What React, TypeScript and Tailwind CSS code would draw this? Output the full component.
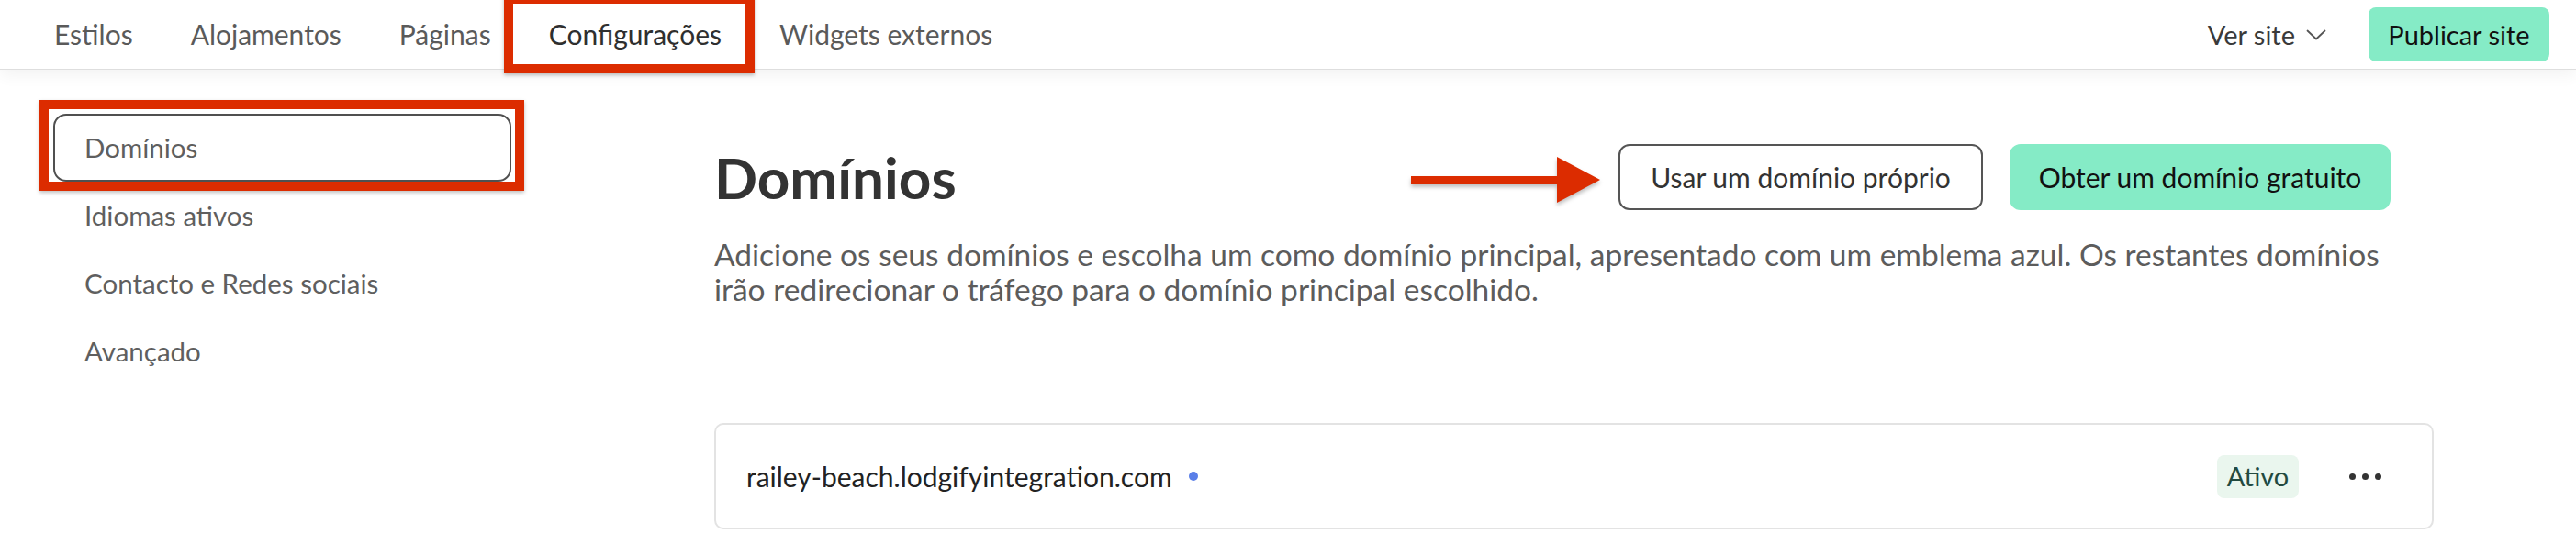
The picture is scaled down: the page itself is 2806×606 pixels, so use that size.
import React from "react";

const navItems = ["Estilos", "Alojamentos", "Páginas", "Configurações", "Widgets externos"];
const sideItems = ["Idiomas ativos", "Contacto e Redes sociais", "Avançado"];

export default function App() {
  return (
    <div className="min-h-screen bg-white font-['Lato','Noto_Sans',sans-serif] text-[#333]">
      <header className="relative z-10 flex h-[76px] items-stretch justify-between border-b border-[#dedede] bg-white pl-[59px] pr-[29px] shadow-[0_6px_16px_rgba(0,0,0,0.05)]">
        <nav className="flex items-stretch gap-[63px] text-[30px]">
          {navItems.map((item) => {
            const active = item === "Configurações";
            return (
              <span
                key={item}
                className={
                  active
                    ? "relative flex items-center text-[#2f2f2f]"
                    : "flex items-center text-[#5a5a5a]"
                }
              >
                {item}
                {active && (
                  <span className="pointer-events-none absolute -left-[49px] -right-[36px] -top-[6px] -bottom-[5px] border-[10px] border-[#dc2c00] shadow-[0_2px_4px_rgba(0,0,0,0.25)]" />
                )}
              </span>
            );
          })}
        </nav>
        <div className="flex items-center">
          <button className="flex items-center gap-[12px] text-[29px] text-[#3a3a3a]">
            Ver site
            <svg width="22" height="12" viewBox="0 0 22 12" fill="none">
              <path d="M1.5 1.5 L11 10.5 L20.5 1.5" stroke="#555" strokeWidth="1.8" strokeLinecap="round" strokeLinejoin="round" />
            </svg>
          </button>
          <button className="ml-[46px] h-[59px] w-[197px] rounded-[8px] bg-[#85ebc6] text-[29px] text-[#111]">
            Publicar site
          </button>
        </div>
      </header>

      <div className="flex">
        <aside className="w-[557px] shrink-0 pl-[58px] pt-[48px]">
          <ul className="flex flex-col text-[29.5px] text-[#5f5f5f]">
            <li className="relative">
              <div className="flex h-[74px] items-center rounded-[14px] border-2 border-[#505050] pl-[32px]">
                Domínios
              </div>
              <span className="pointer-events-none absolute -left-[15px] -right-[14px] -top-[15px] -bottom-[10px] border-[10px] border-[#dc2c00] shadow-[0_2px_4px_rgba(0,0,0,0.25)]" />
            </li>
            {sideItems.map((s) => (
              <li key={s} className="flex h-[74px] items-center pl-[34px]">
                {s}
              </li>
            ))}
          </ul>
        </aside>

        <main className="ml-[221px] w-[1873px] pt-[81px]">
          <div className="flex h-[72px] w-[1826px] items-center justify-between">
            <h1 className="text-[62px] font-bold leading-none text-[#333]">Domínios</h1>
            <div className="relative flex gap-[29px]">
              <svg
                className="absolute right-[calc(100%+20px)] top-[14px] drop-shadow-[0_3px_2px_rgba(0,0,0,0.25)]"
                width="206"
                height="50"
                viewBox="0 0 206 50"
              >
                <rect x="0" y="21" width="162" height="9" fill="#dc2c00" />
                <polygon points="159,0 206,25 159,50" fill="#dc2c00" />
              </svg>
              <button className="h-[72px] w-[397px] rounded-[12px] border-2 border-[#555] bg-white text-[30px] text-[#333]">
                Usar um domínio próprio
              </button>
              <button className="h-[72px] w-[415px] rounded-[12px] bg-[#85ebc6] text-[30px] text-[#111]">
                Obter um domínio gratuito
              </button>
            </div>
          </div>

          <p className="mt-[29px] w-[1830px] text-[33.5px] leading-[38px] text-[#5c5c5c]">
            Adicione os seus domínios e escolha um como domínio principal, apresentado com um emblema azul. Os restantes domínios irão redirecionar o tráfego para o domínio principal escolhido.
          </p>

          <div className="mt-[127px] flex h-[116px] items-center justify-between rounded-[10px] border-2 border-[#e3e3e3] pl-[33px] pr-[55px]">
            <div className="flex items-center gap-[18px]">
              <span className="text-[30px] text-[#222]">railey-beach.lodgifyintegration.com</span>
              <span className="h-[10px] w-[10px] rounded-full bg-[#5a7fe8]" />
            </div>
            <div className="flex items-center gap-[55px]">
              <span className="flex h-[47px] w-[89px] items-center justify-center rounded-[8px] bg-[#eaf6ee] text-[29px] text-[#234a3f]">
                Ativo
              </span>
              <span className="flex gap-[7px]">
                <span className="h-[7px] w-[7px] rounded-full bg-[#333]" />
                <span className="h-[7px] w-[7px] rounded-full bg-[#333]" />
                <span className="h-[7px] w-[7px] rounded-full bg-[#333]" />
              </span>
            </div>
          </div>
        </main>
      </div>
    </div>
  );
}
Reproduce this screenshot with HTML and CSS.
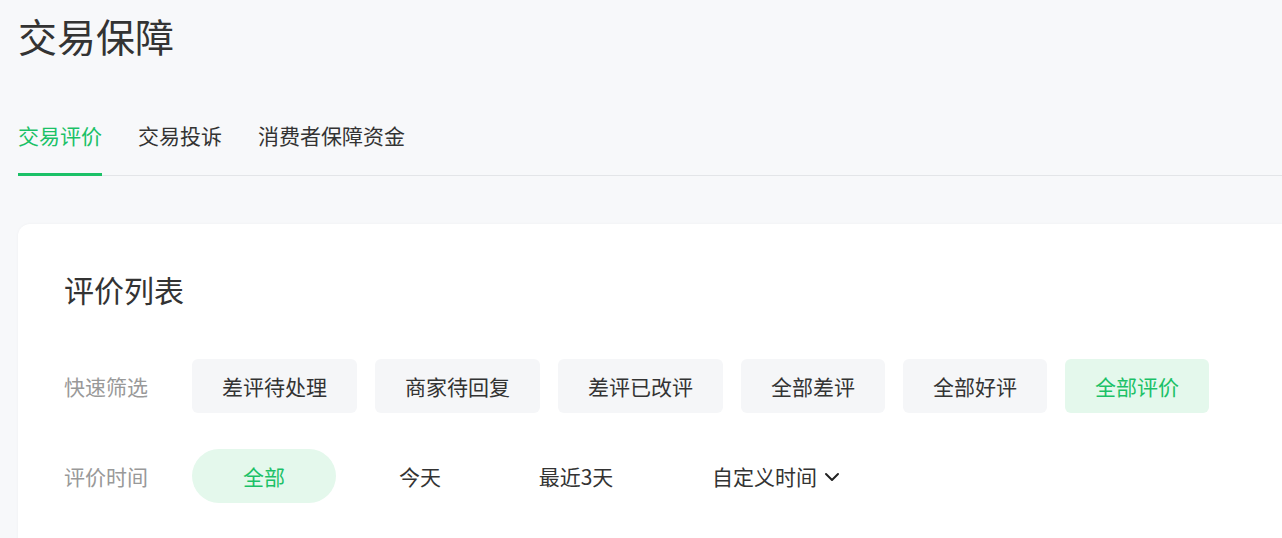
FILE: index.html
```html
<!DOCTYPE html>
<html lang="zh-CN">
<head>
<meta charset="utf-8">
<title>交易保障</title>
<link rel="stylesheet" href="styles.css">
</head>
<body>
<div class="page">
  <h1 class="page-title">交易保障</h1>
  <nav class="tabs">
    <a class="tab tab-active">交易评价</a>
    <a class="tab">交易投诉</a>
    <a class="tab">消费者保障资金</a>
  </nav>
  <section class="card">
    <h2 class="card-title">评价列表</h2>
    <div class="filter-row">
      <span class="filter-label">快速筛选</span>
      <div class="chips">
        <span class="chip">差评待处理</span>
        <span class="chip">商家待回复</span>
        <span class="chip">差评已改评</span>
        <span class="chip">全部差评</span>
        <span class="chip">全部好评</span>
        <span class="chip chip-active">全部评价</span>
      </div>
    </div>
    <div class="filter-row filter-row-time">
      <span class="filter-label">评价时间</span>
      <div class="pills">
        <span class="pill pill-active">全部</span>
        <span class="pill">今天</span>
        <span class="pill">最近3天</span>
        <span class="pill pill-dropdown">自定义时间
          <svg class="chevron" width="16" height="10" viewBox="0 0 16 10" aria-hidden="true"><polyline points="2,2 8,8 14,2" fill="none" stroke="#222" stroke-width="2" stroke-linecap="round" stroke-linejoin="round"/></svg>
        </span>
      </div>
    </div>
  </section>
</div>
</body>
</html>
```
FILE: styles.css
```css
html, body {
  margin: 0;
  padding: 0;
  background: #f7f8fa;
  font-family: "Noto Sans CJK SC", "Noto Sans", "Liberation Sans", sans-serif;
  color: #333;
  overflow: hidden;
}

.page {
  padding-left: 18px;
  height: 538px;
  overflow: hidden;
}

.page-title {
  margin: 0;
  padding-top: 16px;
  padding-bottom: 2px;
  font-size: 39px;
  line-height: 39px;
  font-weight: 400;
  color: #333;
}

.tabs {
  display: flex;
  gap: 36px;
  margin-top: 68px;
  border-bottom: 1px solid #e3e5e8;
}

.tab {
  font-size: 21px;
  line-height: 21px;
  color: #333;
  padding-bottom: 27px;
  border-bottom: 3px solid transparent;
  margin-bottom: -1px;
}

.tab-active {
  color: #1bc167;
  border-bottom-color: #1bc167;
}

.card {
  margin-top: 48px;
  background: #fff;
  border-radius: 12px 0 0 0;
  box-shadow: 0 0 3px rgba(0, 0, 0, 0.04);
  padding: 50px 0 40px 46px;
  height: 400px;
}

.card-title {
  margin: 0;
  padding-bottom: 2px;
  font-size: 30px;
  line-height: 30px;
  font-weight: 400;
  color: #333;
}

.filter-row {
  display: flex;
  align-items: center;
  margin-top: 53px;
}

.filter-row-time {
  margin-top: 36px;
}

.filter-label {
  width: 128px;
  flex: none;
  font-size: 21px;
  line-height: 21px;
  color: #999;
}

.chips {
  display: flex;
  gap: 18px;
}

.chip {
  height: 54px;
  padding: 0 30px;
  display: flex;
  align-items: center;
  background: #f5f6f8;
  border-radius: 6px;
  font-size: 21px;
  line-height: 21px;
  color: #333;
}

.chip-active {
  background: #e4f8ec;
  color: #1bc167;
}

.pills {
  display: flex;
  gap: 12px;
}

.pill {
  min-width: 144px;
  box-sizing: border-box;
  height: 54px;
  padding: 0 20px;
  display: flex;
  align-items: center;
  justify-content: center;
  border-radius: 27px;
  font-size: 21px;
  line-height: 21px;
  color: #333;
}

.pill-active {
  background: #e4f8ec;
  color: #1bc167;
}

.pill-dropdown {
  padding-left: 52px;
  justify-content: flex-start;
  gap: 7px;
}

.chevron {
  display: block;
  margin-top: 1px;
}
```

----

**GIVEN PROBLEM:**
Gather up the lines that contain the word "this".

**EXERCISE RESULT:**
What React, TypeScript and Tailwind CSS code would draw this? Output the full component.
Reproduce this screenshot with HTML and CSS.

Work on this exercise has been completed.